In India cambieranno le norme per il reato contro l'omosessualità. La Corte Suprema ha chiesto al governo di rivederle sostenendo che la tesi di “crimine contro l’ordine della natura” è arcaica ed è stata introdotta dall’Inghilterra puritana dell’800 all’India postcoloniale con l’appoggio degli ultrareligiosi.
"Ciò che è naturale per uno potrebbe non essere naturale per gli altri", hanno scritto i giudici della Corte Suprema. Si tratta di una sentenza che soppianta la precedente decisione della Corte Suprema ( del 2013) con cui, in mancanza di una legislazione nuova, si dichiarava valida la legge coloniale. Nello stesso tempo, però, si invitava il governo a emanarne una nuova.“ Il cittadino che esercita la propria scelta non dovrebbe mai sottostare a uno stato di paura", si legge ancora nella sentenza "I confini della legge - si sottolinea - non possono calpestare o limitare il diritto intrinseco dell’individuo ai sensi dell'articolo 21, il diritto alla vita e alla libertà".

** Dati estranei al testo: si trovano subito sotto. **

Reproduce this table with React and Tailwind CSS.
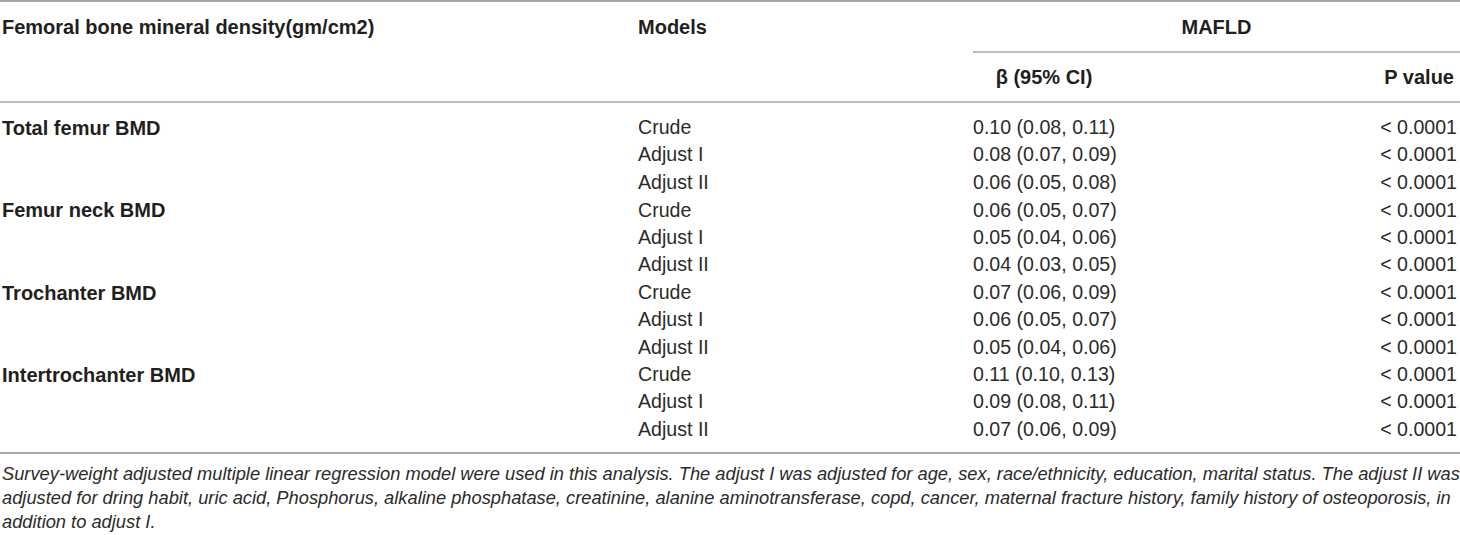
import React from 'react';

const groups = [
  {
    name: 'Total femur BMD',
    rows: [
      ['Crude', '0.10 (0.08, 0.11)'],
      ['Adjust I', '0.08 (0.07, 0.09)'],
      ['Adjust II', '0.06 (0.05, 0.08)'],
    ],
  },
  {
    name: 'Femur neck BMD',
    rows: [
      ['Crude', '0.06 (0.05, 0.07)'],
      ['Adjust I', '0.05 (0.04, 0.06)'],
      ['Adjust II', '0.04 (0.03, 0.05)'],
    ],
  },
  {
    name: 'Trochanter BMD',
    rows: [
      ['Crude', '0.07 (0.06, 0.09)'],
      ['Adjust I', '0.06 (0.05, 0.07)'],
      ['Adjust II', '0.05 (0.04, 0.06)'],
    ],
  },
  {
    name: 'Intertrochanter BMD',
    rows: [
      ['Crude', '0.11 (0.10, 0.13)'],
      ['Adjust I', '0.09 (0.08, 0.11)'],
      ['Adjust II', '0.07 (0.06, 0.09)'],
    ],
  },
];

const cols = 'grid grid-cols-[638px_335px_142px_1fr]';

const App = () => {
  return (
    <div className="w-[1460px] h-[535px] bg-white text-[#231f20] font-['Liberation_Sans',Arial,sans-serif] overflow-hidden">
      {/* Header */}
      <div className="border-t-2 border-[#a7a7a7]">
        <div className={`${cols} h-[49px] items-center font-bold text-[20px]`}>
          <div className="pl-[2px] whitespace-nowrap">Femoral bone mineral density(gm/cm2)</div>
          <div>Models</div>
          <div className="col-span-2 text-center">MAFLD</div>
        </div>
        <div className={`${cols} h-[50px] items-center font-bold text-[20px]`}>
          <div />
          <div />
          <div className="col-span-2 grid grid-cols-[142px_1fr] h-full items-center border-t-2 border-[#bdbdbd]">
            <div className="text-center whitespace-nowrap">β (95% CI)</div>
            <div className="text-right pr-[6px]">P value</div>
          </div>
        </div>
      </div>

      {/* Body */}
      <div className="border-t-2 border-[#bdbdbd] pt-[10px] pb-[10px] text-[19.6px] text-[#2b2b2b]">
        {groups.map((g) =>
          g.rows.map(([model, beta], i) => (
            <div key={g.name + model} className={`${cols} h-[27.45px] items-center`}>
              <div className="pl-[2px] font-bold text-[20px] text-[#231f20]">{i === 0 ? g.name : ''}</div>
              <div>{model}</div>
              <div className="text-center whitespace-nowrap">{beta}</div>
              <div className="text-right pr-[3px]">&lt; 0.0001</div>
            </div>
          ))
        )}
      </div>

      {/* Footnote */}
      <div className="border-t-2 border-[#a7a7a7] pt-[8px] text-[18.3px] leading-[24px] italic pl-[2px] text-[#2b2b2b]">
        Survey-weight adjusted multiple linear regression model were used in this analysis. The adjust I was adjusted for age, sex, race/ethnicity, education, marital status. The adjust II was adjusted for dring habit, uric acid, Phosphorus, alkaline phosphatase, creatinine, alanine aminotransferase, copd, cancer, maternal fracture history, family history of osteoporosis, in addition to adjust I.
      </div>
    </div>
  );
};

export default App;
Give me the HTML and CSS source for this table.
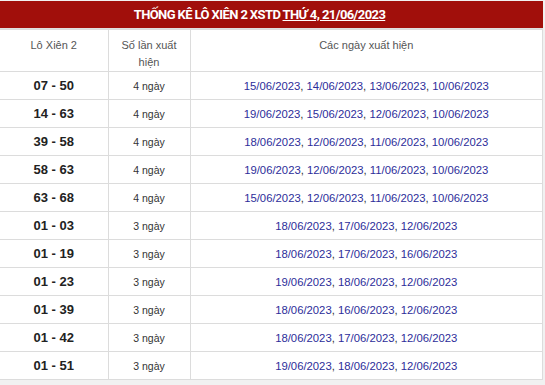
FILE: index.html
```html
<!DOCTYPE html>
<html lang="vi">
<head>
  <meta charset="UTF-8">
  <meta name="viewport" content="width=device-width, initial-scale=1">
  <title>Thống kê lô xiên 2 XSTD</title>
  <link rel="stylesheet" href="styles.css">
</head>
<body>

  <div class="box">
    <h2 class="box-title">THỐNG KÊ LÔ XIÊN 2 XSTD <a href="#">THỨ 4, 21/06/2023</a></h2>

    <table class="stats">
      <thead>
        <tr>
          <th class="col-pair">Lô Xiên 2</th>
          <th class="col-count">Số lần xuất<br>hiện</th>
          <th>Các ngày xuất hiện</th>
        </tr>
      </thead>
      <tbody>
        <tr><td class="pair">07 - 50</td><td class="count">4 ngày</td><td class="dates"><a href="#">15/06/2023</a>, <a href="#">14/06/2023</a>, <a href="#">13/06/2023</a>, <a href="#">10/06/2023</a></td></tr>
        <tr><td class="pair">14 - 63</td><td class="count">4 ngày</td><td class="dates"><a href="#">19/06/2023</a>, <a href="#">15/06/2023</a>, <a href="#">12/06/2023</a>, <a href="#">10/06/2023</a></td></tr>
        <tr><td class="pair">39 - 58</td><td class="count">4 ngày</td><td class="dates"><a href="#">18/06/2023</a>, <a href="#">12/06/2023</a>, <a href="#">11/06/2023</a>, <a href="#">10/06/2023</a></td></tr>
        <tr><td class="pair">58 - 63</td><td class="count">4 ngày</td><td class="dates"><a href="#">19/06/2023</a>, <a href="#">12/06/2023</a>, <a href="#">11/06/2023</a>, <a href="#">10/06/2023</a></td></tr>
        <tr><td class="pair">63 - 68</td><td class="count">4 ngày</td><td class="dates"><a href="#">15/06/2023</a>, <a href="#">12/06/2023</a>, <a href="#">11/06/2023</a>, <a href="#">10/06/2023</a></td></tr>
        <tr><td class="pair">01 - 03</td><td class="count">3 ngày</td><td class="dates"><a href="#">18/06/2023</a>, <a href="#">17/06/2023</a>, <a href="#">12/06/2023</a></td></tr>
        <tr><td class="pair">01 - 19</td><td class="count">3 ngày</td><td class="dates"><a href="#">18/06/2023</a>, <a href="#">17/06/2023</a>, <a href="#">16/06/2023</a></td></tr>
        <tr><td class="pair">01 - 23</td><td class="count">3 ngày</td><td class="dates"><a href="#">19/06/2023</a>, <a href="#">18/06/2023</a>, <a href="#">12/06/2023</a></td></tr>
        <tr><td class="pair">01 - 39</td><td class="count">3 ngày</td><td class="dates"><a href="#">18/06/2023</a>, <a href="#">16/06/2023</a>, <a href="#">12/06/2023</a></td></tr>
        <tr><td class="pair">01 - 42</td><td class="count">3 ngày</td><td class="dates"><a href="#">18/06/2023</a>, <a href="#">17/06/2023</a>, <a href="#">12/06/2023</a></td></tr>
        <tr><td class="pair">01 - 51</td><td class="count">3 ngày</td><td class="dates"><a href="#">19/06/2023</a>, <a href="#">18/06/2023</a>, <a href="#">12/06/2023</a></td></tr>
      </tbody>
    </table>
  </div>

</body>
</html>
```

FILE: styles.css
```css
body {
  font-family: "Liberation Sans", Arial, sans-serif;
  background: #f1f1f1;
  margin: 0;
  padding: 1px 0 0 0;
}
.box {
  width: 543px;
  background: #fff;
}
.box-title {
  margin: 0;
  height: 27px;
  line-height: 27px;
  padding-right: 24px;
  background: #a10f0b;
  color: #fff;
  text-align: center;
  font-family: Roboto, "Liberation Sans", sans-serif;
  font-size: 13px;
  font-weight: bold;
  letter-spacing: -0.6px;
  border-bottom: 1px solid #e0e0e0;
}
.box-title a {
  color: #fff;
  text-decoration: underline;
}
.stats {
  width: 100%;
  border-collapse: collapse;
  table-layout: fixed;
}
.stats th,
.stats td {
  border: 1px solid #dcdcdc;
  text-align: center;
  padding: 0;
}
.stats tr > :first-child {
  border-left: none;
}
.stats th {
  height: 40px;
  vertical-align: top;
  padding-top: 7px;
  box-sizing: border-box;
  font-weight: normal;
  font-size: 11px;
  line-height: 17px;
  color: #555;
}
.stats .col-pair {
  width: 108px;
}
.stats .col-count {
  width: 82px;
}
.stats td {
  height: 27px;
}
.pair {
  font-weight: bold;
  font-size: 13px;
  color: #222;
}
.count {
  font-size: 10.5px;
  color: #333;
}
.dates {
  font-size: 11.3px;
  color: #333;
}
.dates a {
  color: #2d2d9a;
  text-decoration: none;
}
```
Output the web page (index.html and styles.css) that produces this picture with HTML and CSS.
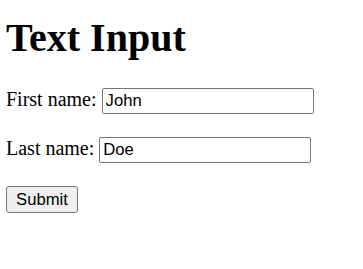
FILE: index.html
```html
<!DOCTYPE html>
<html>
  <head>
    <meta charset="utf-8" />
    <link rel="stylesheet" href="styles.css">
  </head>
  <body>
    <h1>Text Input</h1>
    <form>
      <label for="fname">First name:</label>
      <input type="text" id="fname" name="fname" value="John"><br><br>
      <label for="lname">Last name:</label>
      <input type="text" id="lname" name="lname" value="Doe"><br><br>
      <input type="submit" value="Submit">
    </form>
  </body>
</html>
```

FILE: styles.css
```css
body {
  margin: 0 6px;
  font-family: "Liberation Serif", serif;
  font-size: 20px;
  color: #000;
}
h1 {
  font-size: 40px;
  margin: 14px 0 27px;
}
input {
  font-family: "Liberation Sans", sans-serif;
  font-size: 16.67px;
  color: #000;
  box-sizing: border-box;
}
input[type="text"] {
  width: 212px;
  height: 26px;
  padding: 1px 3px;
  border: 1px solid #767676;
  border-radius: 2px;
  background: #fff;
}
input[type="submit"] {
  width: 72px;
  height: 27px;
  padding: 0;
  border: 1px solid #767676;
  border-radius: 3px;
  background: #efefef;
}
```
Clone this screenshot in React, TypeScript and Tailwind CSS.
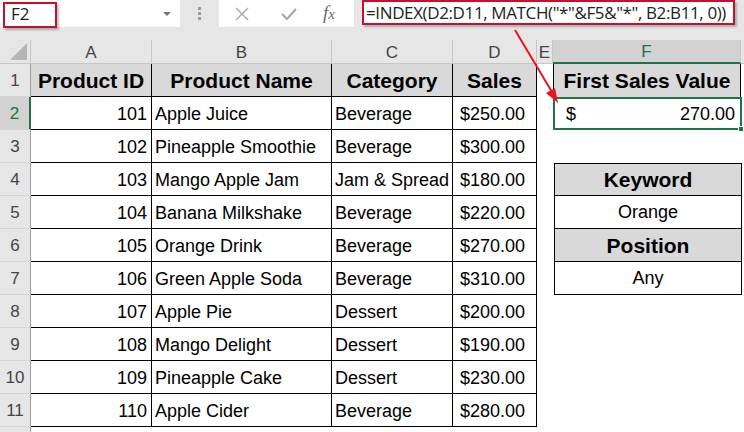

Una decisione che è stata ben accolta dal principe Manvendra Singh Gohil, ultimo erede e primo gay di un’antica dinastia di Maharaja induisti, che ha annuniato di aver messo a disposizione un terreno di 7 mila ettari dove sorgerà il primo centro di aiuto per la comunità LGBT. Un posto dove possano trovare riparo i gay o i transgender in fuga da familiari oppressivi, da ritorsioni e dalla persecuzione di una legge di fine ‘800.
Manvendra stesso era stato disonorato dalla sua famiglia poco dopo aver fatto coming out. “In India – ha detto il principe indiano - siamo mentalmente condizionati dalla famiglia e dai genitori. Nel momento in cui cerchi di dichiarare quello che provi ti viene detto che verrai buttato fuori e che la società ti boicotterà. Diventi un emarginato sociale.